Pawlenty also said on TV that he wouldn’t consider a vice-presidential spot. He’s rumored to be mulling a run against Amy Klobuchar for the Senate from Minnesota.
Pawlenty, who attracted interest during his ill-fated presidential run from conservatives based on a solid economic plan introduced at the University of Chicago and some courageous stands – including going to Iowa and speaking against ethanol subsidies – nevertheless was one of the early endorsers of John McCain’s candidacy in 2007.
McCain was the RINO of the 2008 field. Outside of John Huntsman, one of the few candidates with less support than Pawlenty was able to muster, Romney is the RINO of the 2012 field.
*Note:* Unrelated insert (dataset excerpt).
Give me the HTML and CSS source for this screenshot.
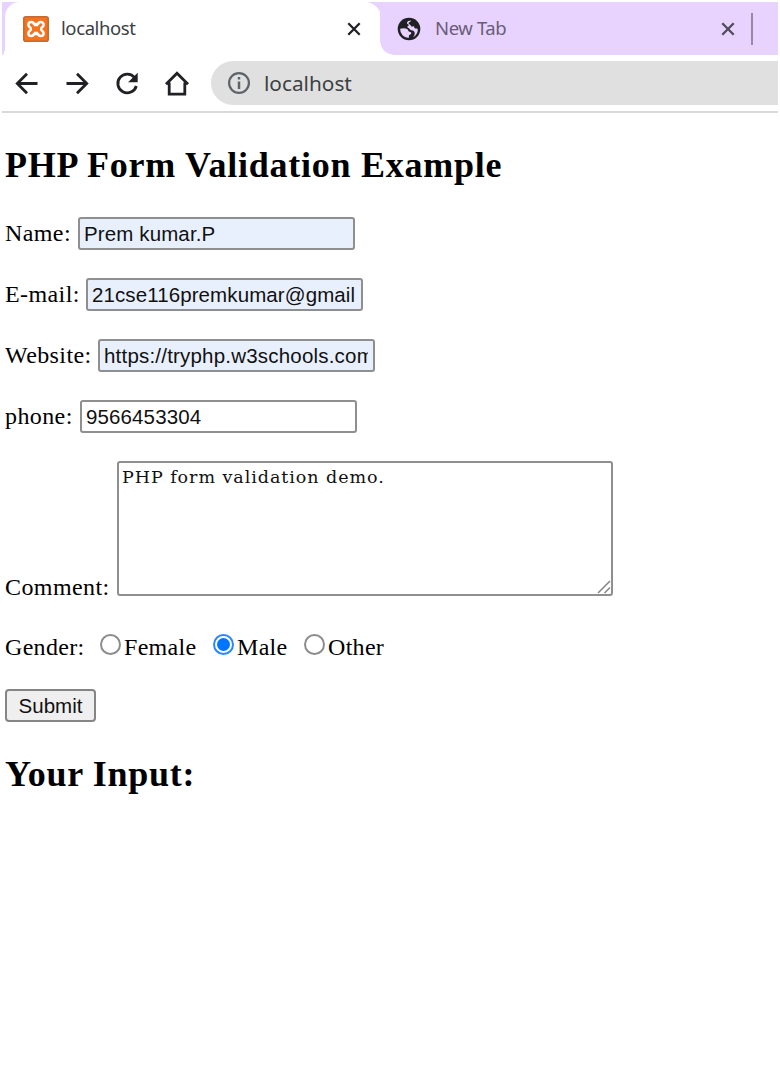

And yet Pawlenty endorsed him some five months before primary season begins this year.
It seems a very strange bit of political calculation given the current momentum of the Republican race.
And with Michele Bachmann’s campaign – which stole a great deal of Pawlenty’s Midwestern support and finished T-Paw off after whacking him in the Ames straw poll – currently foundering, one wonders whether Pawlenty’s Romney endorsement wouldn’t ultimately lead to Bachmann’s backing Perry should she drop out. Pawlenty and Bachmann had a rather ugly back-and-forth earlier in the race which made it clear that while both are Minnesota Republicans they’re definitely not political allies.
Pawlenty didn’t get anything out of his McCain endorsement in 2007. If anything, given the performance of McCain’s campaign in 2008, one has to see Pawlenty’s early choice to back the worst GOP candidate in modern times as a net negative. And his endorsement of Romney, at a time when the latter’s former lead in the polls has shrunk to a double-digit deficit against Perry – and growing – looks like an even worse bet. After having coined an excellent phrase in calling Romney’s Massachusetts health-insurance boondoggle Obamneycare, Pawlenty’s public performance has nosedived into what’s starting to look like a well-deserved obscurity.
We like Pawlenty. He’s good on the economy, he did well in Minnesota and he’s generally an honest-respectable politician at a time when those are in short supply. Unfortunately, though, his political tin ear continues to hurt his stature.